WHAT IS REQUIRED:
Scan the data below. Pull out each line where "this" occurs.

EXTRACTED ENTRIES:
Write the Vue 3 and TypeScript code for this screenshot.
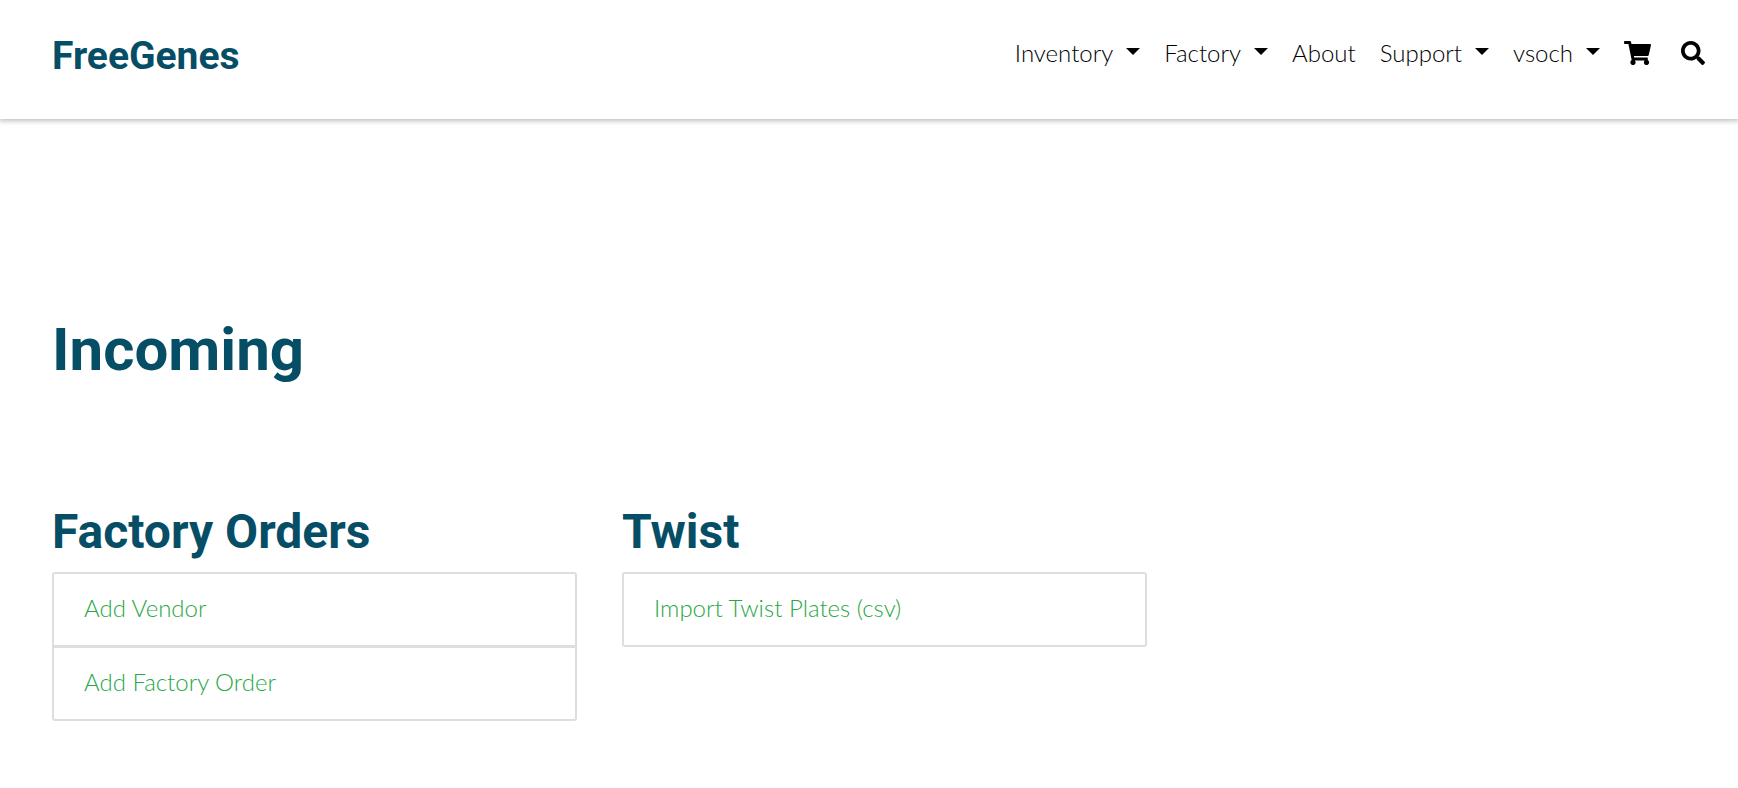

--

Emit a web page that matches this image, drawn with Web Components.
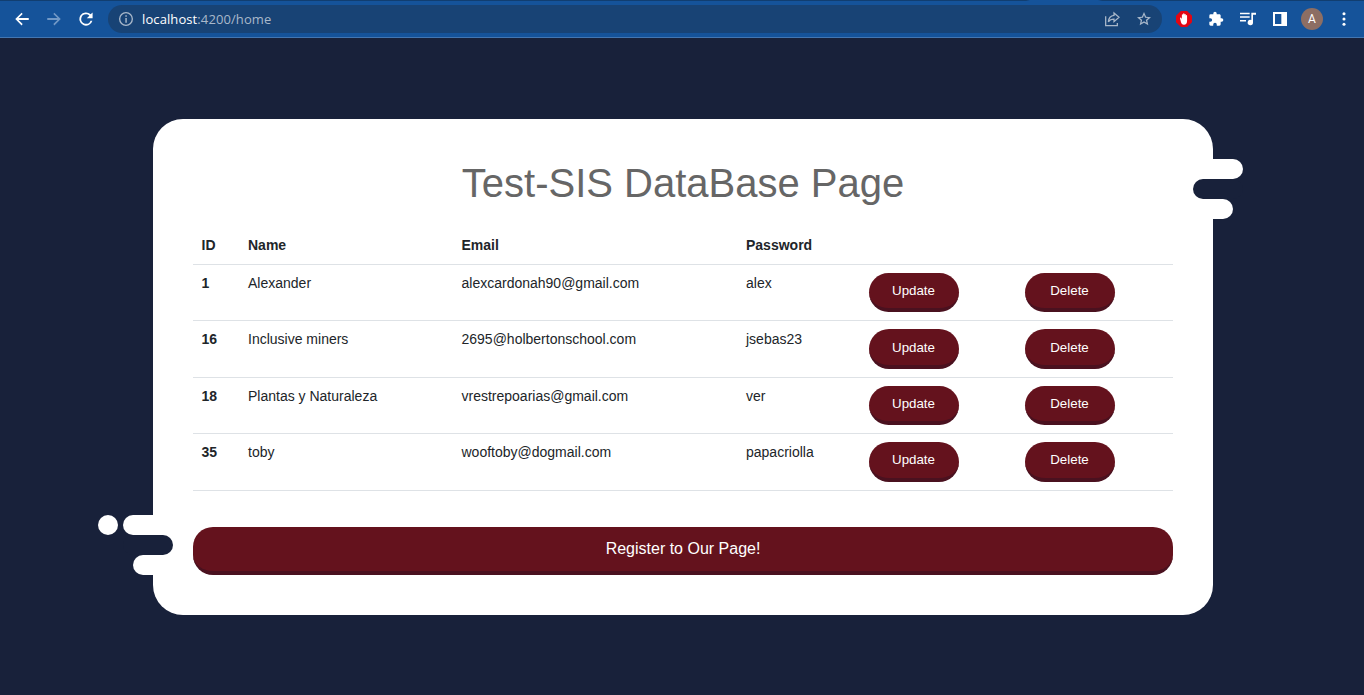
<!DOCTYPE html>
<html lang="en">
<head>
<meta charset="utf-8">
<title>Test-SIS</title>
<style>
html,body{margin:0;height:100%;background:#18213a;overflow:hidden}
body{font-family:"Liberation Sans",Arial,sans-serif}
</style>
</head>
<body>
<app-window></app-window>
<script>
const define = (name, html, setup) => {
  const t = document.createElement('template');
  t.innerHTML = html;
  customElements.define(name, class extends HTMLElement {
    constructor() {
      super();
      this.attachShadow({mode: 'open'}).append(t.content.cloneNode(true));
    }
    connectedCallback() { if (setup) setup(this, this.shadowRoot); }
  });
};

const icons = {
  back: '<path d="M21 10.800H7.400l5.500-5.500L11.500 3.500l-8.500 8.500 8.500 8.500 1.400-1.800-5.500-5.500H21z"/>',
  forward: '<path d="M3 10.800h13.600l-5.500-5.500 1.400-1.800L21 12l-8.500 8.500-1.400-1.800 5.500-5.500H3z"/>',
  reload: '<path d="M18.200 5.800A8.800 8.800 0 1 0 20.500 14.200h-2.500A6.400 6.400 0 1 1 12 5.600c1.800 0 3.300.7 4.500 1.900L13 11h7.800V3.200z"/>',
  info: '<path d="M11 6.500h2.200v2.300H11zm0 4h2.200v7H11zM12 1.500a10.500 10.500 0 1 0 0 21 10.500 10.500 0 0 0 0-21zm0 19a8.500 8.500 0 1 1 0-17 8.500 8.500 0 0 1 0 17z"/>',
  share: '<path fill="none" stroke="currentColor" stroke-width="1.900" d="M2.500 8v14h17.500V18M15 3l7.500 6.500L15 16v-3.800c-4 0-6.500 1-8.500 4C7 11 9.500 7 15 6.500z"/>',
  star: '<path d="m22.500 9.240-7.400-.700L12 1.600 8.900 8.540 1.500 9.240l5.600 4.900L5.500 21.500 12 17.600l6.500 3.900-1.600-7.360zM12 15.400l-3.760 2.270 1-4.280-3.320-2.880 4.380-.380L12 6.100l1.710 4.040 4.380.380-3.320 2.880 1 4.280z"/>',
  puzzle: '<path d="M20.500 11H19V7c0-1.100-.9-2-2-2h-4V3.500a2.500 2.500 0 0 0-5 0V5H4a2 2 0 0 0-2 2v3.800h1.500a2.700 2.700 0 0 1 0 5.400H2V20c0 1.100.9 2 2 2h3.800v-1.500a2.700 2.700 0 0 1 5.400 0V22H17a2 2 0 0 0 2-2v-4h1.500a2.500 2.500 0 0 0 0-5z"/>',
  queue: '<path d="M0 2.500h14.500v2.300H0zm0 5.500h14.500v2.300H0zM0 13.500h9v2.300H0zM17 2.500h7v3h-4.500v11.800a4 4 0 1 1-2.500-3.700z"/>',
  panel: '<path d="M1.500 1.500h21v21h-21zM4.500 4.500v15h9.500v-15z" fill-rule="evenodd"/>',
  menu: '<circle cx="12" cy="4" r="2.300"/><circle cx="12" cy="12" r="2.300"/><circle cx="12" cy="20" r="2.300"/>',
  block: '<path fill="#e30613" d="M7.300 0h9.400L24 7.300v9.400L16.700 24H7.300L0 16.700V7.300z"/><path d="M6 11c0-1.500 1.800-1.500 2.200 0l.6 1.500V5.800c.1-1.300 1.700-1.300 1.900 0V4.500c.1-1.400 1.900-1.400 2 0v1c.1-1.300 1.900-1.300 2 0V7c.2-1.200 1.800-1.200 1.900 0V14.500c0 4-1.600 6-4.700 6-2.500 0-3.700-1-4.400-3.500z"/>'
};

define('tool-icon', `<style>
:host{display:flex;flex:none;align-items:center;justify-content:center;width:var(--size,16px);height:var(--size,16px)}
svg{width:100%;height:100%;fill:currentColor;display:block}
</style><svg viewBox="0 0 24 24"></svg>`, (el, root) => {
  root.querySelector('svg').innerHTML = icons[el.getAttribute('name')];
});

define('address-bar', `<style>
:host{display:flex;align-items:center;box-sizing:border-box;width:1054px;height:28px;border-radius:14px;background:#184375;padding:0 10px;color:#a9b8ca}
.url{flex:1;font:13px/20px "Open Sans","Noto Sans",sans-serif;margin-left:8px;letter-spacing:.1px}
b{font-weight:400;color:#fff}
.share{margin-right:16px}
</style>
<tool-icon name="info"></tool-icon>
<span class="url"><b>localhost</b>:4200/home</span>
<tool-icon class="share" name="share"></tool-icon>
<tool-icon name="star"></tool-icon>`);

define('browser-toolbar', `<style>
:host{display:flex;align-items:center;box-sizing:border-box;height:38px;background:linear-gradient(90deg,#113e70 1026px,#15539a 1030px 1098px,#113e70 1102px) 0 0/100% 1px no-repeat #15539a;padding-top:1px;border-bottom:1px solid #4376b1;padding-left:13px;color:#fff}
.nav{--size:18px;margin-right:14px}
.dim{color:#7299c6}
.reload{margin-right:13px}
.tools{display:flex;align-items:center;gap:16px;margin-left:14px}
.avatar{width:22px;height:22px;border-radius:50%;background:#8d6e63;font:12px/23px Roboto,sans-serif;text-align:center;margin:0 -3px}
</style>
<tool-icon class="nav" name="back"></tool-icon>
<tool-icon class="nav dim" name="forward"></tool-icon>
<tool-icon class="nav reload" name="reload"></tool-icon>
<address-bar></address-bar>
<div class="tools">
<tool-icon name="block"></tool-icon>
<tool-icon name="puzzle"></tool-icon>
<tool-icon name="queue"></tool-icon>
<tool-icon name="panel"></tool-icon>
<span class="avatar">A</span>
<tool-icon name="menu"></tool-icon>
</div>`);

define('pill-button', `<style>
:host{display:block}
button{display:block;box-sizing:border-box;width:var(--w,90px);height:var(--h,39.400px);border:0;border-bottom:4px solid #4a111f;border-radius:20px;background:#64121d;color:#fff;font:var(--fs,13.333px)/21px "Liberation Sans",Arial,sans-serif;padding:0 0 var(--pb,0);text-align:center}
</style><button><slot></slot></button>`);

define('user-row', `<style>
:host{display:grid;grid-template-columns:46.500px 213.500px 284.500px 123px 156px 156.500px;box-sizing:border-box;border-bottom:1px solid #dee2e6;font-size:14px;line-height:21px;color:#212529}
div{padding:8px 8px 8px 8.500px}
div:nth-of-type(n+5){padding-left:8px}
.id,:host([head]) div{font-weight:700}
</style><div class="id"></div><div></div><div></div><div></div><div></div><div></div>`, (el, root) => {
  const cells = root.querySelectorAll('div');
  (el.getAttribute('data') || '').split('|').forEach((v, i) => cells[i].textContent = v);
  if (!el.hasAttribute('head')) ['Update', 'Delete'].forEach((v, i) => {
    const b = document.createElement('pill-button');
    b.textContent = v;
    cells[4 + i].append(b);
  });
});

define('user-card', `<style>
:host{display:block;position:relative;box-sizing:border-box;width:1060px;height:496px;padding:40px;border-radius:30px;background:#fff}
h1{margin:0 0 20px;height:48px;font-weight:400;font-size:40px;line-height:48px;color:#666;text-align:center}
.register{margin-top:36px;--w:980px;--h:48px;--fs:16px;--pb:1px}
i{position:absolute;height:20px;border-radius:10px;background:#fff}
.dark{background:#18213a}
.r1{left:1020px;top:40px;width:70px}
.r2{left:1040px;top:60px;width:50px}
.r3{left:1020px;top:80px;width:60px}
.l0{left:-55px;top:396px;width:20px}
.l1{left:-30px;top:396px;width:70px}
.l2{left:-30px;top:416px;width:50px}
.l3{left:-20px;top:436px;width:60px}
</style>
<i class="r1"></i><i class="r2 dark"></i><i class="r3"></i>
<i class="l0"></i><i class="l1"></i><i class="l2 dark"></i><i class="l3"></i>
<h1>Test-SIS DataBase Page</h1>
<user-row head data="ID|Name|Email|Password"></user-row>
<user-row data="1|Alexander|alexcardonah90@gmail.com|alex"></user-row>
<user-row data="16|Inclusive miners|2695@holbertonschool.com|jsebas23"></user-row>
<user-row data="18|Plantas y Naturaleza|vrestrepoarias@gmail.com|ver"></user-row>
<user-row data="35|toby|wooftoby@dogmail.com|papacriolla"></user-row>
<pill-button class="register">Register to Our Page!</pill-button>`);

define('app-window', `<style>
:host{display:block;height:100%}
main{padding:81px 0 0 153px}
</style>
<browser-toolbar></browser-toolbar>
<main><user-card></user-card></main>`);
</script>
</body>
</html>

EXPECTED OUTPUT:
Write the Vue 3 and TypeScript code for this screenshot.
Emit a web page that matches this image, drawn with Web Components.
      this.attachShadow({mode: 'open'}).append(t.content.cloneNode(true));
    connectedCallback() { if (setup) setup(this, this.shadowRoot); }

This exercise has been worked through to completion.